[Dataset records]
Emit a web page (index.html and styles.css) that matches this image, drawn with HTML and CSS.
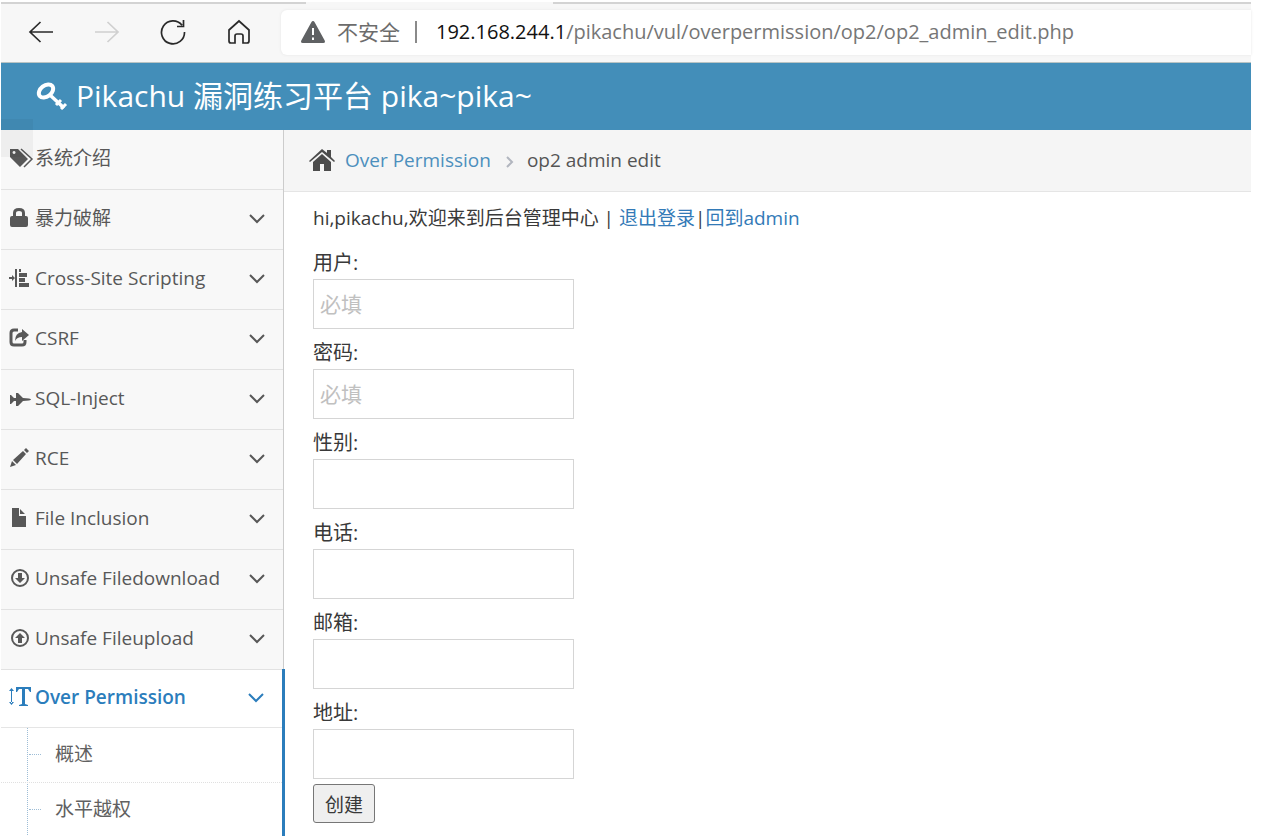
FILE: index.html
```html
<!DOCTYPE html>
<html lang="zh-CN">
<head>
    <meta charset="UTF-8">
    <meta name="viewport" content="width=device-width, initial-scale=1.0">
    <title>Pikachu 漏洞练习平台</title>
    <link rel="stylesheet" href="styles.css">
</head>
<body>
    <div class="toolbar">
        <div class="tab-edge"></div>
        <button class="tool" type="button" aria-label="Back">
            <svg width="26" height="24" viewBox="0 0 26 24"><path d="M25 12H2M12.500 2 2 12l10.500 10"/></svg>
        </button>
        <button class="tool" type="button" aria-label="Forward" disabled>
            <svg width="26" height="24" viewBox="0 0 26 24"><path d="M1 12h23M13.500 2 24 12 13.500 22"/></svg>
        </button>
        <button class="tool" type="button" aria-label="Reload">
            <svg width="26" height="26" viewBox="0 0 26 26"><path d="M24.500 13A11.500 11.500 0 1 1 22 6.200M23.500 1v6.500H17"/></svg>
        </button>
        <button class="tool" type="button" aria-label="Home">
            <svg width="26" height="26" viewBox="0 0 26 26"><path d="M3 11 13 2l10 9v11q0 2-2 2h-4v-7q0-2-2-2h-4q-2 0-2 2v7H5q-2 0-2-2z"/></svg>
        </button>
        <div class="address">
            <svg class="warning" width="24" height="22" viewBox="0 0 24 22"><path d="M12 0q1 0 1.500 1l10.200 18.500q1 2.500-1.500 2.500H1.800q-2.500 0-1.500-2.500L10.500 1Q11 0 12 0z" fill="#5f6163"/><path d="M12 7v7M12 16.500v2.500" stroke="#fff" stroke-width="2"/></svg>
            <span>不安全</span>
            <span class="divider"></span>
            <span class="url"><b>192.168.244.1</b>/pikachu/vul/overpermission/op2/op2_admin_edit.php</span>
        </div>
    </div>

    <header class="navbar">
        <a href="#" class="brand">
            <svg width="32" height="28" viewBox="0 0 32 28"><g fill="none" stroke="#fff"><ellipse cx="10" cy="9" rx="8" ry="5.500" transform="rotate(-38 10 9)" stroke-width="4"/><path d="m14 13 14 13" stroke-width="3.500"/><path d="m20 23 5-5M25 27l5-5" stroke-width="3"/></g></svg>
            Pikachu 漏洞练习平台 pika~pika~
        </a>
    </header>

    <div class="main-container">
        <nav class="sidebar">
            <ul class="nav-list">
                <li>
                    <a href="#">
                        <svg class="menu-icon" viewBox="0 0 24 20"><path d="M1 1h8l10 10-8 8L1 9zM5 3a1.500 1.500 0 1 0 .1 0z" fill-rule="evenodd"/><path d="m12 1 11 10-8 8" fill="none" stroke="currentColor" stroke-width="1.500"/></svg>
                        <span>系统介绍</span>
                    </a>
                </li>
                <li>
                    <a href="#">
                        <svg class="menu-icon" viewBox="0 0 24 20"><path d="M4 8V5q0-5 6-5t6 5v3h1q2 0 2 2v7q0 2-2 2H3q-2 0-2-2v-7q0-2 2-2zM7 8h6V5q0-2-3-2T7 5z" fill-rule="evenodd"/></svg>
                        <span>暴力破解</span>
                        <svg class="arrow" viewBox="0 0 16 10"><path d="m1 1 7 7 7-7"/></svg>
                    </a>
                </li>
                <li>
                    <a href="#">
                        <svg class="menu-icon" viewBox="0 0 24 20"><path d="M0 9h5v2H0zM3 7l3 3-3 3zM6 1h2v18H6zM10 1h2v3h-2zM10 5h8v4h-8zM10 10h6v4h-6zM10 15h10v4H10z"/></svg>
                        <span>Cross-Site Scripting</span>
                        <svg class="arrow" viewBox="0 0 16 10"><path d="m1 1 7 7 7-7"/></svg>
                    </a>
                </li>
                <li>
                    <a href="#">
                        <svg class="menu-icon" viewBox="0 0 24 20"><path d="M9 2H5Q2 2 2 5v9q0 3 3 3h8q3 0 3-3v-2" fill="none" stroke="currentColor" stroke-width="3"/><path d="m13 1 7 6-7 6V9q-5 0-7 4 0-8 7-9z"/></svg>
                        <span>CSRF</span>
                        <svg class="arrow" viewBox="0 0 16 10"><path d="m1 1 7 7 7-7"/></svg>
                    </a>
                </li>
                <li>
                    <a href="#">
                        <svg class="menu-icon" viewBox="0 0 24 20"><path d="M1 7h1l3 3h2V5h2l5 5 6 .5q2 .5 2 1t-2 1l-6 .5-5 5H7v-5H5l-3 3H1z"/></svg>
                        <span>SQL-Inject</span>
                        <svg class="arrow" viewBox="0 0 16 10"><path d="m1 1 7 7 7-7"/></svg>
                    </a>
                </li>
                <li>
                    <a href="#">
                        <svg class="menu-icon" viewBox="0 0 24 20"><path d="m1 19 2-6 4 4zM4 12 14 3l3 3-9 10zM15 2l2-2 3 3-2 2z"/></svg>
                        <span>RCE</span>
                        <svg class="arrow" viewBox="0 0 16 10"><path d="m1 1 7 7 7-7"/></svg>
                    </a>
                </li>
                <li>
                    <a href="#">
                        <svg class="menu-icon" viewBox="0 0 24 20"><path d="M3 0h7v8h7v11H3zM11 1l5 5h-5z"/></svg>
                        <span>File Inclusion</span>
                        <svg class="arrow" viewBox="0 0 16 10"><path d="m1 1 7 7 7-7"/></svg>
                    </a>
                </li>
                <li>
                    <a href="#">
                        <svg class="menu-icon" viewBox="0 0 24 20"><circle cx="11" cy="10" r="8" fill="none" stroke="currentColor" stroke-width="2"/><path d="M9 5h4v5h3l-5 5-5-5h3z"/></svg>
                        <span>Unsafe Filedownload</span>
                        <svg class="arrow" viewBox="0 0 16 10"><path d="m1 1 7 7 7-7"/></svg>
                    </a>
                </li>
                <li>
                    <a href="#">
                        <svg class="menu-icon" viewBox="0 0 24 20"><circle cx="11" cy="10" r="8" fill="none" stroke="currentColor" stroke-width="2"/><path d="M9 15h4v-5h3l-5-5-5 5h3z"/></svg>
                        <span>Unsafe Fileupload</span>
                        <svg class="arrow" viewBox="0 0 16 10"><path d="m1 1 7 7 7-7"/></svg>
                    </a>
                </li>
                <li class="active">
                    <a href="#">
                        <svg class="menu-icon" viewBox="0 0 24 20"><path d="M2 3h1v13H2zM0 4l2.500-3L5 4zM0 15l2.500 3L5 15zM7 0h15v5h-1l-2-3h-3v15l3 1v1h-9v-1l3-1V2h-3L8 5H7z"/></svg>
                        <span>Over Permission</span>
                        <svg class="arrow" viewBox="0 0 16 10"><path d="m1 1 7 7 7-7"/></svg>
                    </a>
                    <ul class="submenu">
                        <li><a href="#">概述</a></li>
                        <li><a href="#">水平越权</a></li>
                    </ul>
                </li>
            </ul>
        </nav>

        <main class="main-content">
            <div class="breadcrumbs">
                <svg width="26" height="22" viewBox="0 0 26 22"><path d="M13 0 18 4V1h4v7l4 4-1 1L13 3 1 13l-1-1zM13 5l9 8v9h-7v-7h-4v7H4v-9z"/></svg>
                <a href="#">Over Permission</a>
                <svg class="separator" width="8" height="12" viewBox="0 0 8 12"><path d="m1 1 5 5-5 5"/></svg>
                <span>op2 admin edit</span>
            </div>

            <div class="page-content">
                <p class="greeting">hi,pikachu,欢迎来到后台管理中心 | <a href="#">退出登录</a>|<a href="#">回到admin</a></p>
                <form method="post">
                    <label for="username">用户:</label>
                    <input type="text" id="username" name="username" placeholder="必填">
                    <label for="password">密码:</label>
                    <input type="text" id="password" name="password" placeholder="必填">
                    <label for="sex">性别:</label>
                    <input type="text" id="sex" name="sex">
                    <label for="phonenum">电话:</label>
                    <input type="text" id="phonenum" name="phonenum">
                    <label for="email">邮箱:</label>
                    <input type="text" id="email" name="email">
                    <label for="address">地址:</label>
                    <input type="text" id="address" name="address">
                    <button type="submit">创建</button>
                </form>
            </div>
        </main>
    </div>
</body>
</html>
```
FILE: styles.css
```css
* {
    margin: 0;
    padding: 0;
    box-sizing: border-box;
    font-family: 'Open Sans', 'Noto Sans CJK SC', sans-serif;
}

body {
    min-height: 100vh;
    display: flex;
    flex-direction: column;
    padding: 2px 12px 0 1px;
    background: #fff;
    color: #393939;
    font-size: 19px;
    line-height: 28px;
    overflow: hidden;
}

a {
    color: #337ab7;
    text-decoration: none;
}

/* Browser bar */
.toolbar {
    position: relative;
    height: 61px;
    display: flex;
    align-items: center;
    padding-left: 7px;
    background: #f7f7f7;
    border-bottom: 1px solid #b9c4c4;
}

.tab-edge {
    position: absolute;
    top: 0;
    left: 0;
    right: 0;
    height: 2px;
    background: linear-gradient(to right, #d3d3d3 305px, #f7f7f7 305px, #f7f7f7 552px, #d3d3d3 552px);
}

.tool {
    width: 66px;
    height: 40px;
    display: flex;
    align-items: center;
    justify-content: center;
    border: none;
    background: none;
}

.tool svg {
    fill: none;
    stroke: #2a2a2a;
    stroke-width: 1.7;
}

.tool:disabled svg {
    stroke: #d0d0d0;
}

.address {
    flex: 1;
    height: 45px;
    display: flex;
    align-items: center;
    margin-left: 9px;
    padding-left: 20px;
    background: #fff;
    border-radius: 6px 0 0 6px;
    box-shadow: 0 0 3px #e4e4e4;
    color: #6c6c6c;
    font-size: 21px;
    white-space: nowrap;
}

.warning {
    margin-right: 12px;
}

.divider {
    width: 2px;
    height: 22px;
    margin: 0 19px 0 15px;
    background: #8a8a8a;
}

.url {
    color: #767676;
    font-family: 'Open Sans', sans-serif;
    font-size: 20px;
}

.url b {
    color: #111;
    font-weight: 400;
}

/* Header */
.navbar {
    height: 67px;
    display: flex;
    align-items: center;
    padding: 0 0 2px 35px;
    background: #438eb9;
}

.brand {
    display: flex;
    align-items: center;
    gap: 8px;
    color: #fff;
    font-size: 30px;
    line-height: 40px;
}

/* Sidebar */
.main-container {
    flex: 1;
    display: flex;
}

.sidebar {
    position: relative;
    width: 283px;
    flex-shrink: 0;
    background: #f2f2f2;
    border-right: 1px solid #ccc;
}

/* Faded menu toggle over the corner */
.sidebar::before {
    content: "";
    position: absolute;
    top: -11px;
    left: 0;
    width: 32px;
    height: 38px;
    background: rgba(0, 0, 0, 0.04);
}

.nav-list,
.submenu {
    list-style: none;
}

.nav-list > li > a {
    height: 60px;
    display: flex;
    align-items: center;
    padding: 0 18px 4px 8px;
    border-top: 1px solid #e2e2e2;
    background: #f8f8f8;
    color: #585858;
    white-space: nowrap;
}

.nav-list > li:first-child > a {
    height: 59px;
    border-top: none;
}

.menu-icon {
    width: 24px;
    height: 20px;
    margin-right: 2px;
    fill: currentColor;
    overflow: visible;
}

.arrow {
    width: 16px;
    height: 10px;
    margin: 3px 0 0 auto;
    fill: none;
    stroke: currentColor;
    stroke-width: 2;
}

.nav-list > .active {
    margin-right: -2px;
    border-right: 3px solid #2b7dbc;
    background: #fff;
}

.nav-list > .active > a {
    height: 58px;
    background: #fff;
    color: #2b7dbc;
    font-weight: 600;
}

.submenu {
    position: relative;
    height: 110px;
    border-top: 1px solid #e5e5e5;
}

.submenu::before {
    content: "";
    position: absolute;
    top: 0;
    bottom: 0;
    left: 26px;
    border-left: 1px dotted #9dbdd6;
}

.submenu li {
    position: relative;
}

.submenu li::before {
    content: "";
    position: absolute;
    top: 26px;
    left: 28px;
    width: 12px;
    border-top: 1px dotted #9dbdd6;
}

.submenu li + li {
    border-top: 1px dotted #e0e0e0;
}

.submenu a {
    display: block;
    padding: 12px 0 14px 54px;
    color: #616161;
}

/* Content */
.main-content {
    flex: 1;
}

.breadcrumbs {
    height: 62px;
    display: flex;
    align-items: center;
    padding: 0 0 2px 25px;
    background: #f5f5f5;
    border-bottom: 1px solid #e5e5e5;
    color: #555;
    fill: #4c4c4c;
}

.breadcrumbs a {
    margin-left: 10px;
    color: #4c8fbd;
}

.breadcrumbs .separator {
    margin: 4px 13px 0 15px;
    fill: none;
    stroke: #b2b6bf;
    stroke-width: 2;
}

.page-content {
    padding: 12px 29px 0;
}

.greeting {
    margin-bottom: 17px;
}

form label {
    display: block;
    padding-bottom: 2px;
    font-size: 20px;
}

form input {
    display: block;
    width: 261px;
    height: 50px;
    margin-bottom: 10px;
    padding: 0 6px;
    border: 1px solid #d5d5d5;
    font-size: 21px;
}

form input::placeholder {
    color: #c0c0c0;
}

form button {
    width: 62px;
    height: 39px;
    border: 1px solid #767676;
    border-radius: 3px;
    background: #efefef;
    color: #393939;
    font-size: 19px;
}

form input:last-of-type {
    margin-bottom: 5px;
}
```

...

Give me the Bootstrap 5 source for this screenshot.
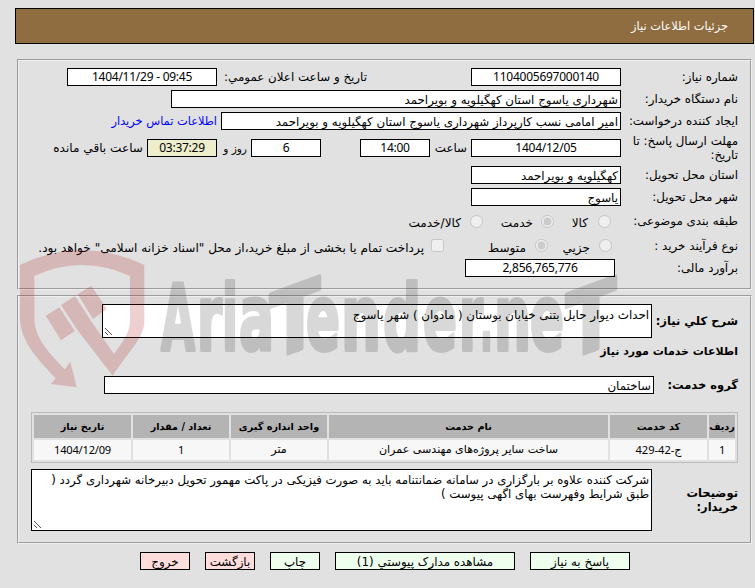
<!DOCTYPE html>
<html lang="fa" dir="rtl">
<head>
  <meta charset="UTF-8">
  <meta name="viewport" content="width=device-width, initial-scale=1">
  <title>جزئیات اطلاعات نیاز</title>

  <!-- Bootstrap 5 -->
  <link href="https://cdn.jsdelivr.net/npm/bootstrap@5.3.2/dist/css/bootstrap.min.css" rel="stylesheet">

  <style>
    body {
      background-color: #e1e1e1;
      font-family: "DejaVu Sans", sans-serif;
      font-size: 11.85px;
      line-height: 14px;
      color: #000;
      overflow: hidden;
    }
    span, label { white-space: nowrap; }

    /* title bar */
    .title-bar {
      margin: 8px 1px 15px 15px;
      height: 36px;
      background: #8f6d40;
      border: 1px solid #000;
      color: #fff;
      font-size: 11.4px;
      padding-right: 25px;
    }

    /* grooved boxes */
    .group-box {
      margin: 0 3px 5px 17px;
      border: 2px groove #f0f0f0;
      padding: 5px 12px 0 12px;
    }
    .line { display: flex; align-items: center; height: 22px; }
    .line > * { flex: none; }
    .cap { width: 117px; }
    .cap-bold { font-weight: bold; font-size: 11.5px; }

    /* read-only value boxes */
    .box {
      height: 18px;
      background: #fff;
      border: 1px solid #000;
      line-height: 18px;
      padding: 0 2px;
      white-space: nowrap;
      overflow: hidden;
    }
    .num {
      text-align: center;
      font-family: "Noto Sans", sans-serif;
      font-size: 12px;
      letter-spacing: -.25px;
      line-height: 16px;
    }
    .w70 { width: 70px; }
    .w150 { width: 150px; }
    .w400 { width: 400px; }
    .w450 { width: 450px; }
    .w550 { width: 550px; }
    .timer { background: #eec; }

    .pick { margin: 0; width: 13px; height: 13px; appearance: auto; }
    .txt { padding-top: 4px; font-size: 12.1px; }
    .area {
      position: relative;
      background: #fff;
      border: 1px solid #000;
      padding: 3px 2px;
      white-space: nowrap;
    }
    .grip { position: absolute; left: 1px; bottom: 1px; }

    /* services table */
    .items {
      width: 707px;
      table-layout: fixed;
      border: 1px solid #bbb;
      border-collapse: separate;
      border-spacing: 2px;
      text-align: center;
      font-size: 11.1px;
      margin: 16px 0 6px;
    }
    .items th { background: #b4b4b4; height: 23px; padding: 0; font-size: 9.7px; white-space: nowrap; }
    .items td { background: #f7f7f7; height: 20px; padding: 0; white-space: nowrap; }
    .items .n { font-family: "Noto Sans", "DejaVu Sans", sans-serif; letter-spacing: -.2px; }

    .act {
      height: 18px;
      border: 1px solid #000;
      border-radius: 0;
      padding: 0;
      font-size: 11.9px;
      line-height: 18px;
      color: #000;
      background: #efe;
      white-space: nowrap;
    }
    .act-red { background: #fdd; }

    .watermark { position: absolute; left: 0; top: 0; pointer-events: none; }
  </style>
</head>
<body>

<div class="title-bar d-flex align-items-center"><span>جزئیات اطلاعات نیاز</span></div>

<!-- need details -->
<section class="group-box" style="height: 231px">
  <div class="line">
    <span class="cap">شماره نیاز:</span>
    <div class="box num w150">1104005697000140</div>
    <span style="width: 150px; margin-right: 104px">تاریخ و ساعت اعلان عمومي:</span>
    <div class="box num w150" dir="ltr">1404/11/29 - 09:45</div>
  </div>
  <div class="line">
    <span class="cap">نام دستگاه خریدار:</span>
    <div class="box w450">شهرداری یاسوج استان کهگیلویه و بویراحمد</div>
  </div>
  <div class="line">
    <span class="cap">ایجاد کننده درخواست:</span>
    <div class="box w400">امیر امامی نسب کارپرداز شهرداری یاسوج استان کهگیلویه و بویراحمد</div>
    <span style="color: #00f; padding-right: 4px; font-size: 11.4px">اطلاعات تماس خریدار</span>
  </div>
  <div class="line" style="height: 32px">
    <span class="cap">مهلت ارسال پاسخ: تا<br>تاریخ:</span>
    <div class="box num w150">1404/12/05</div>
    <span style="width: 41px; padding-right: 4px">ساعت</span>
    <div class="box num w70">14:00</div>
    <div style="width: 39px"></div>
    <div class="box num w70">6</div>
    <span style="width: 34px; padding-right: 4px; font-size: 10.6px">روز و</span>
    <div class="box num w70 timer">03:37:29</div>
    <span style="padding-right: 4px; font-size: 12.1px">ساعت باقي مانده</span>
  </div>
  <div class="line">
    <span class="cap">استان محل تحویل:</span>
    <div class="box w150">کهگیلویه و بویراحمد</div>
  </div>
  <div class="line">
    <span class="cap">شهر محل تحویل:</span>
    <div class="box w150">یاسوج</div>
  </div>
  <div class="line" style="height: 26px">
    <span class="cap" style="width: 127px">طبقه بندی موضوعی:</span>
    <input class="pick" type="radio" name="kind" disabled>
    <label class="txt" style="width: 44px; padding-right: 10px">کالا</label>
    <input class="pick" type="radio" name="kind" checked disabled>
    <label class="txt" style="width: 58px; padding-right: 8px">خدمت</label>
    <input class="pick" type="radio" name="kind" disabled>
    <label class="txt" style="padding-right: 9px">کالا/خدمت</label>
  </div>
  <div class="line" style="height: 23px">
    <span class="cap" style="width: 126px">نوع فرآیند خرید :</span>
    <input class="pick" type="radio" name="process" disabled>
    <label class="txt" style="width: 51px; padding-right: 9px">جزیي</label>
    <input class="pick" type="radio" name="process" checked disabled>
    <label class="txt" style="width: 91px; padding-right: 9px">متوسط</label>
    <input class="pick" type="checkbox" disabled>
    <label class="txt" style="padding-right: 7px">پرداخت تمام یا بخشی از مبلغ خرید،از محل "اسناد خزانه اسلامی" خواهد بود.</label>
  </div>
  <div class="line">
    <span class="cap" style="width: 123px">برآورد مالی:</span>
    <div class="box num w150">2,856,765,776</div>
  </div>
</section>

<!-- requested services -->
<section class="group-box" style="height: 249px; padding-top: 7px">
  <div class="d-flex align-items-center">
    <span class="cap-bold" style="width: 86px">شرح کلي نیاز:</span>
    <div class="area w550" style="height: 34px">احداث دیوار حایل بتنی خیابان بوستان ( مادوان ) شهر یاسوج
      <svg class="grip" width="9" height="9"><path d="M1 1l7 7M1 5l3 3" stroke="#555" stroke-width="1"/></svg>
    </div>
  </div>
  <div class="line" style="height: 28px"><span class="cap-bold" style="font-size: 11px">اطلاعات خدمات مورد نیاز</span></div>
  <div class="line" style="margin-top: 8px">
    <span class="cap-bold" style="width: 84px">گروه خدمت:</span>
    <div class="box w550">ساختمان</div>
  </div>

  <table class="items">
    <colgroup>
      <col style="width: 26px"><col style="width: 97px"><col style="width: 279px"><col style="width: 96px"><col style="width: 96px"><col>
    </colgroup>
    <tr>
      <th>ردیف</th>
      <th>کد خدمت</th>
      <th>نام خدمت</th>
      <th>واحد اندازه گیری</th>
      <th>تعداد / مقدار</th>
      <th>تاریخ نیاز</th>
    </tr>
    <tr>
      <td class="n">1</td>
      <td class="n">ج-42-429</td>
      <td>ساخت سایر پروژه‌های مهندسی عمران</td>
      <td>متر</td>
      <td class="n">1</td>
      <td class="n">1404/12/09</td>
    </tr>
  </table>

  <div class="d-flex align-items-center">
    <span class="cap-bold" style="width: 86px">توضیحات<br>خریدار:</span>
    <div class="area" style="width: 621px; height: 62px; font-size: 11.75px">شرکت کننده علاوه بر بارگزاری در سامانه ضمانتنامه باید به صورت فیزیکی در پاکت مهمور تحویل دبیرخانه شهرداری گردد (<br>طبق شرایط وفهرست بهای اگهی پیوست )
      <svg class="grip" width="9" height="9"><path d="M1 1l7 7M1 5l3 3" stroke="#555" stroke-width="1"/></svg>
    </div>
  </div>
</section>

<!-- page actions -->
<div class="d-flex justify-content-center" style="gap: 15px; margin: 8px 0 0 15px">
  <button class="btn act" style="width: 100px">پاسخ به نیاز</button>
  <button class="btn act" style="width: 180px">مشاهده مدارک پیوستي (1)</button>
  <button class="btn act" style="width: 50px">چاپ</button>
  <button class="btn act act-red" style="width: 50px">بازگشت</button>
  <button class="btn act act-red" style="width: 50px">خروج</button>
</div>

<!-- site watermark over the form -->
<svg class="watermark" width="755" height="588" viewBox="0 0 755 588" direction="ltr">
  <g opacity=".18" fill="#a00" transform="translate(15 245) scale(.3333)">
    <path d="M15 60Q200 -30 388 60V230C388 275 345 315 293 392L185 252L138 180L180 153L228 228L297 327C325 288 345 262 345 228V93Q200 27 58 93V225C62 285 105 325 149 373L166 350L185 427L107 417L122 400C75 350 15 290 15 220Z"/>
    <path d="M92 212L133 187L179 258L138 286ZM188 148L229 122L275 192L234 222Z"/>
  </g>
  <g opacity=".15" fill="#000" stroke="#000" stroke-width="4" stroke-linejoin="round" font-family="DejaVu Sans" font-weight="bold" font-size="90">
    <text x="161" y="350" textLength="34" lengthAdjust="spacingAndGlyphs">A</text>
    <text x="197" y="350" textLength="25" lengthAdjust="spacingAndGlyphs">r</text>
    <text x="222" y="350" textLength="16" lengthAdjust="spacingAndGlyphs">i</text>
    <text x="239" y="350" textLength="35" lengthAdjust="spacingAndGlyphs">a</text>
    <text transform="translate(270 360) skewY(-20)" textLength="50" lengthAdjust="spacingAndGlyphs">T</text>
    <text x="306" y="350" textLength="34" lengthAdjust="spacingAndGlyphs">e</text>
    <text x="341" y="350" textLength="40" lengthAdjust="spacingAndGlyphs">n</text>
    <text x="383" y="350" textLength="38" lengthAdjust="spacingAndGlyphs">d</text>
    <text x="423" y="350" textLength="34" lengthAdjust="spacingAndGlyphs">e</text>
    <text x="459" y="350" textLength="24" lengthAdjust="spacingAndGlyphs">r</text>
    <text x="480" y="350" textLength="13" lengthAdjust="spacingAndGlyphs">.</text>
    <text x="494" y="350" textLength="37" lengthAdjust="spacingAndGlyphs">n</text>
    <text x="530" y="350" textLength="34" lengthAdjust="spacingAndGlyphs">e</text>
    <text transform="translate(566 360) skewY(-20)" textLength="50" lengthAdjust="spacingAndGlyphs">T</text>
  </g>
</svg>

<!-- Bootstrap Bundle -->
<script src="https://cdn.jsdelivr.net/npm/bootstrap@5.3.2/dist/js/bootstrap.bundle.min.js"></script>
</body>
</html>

**Aim**
Using the entries above, repeat exactly the lines from the one with "Give me the" to the one with "<title>جزئیات اطلاعات نیاز</title>", both included, and leave the pictures behind.

**Response to the exercise**
Give me the Bootstrap 5 source for this screenshot.
<!DOCTYPE html>
<html lang="fa" dir="rtl">
<head>
  <meta charset="UTF-8">
  <meta name="viewport" content="width=device-width, initial-scale=1">
  <title>جزئیات اطلاعات نیاز</title>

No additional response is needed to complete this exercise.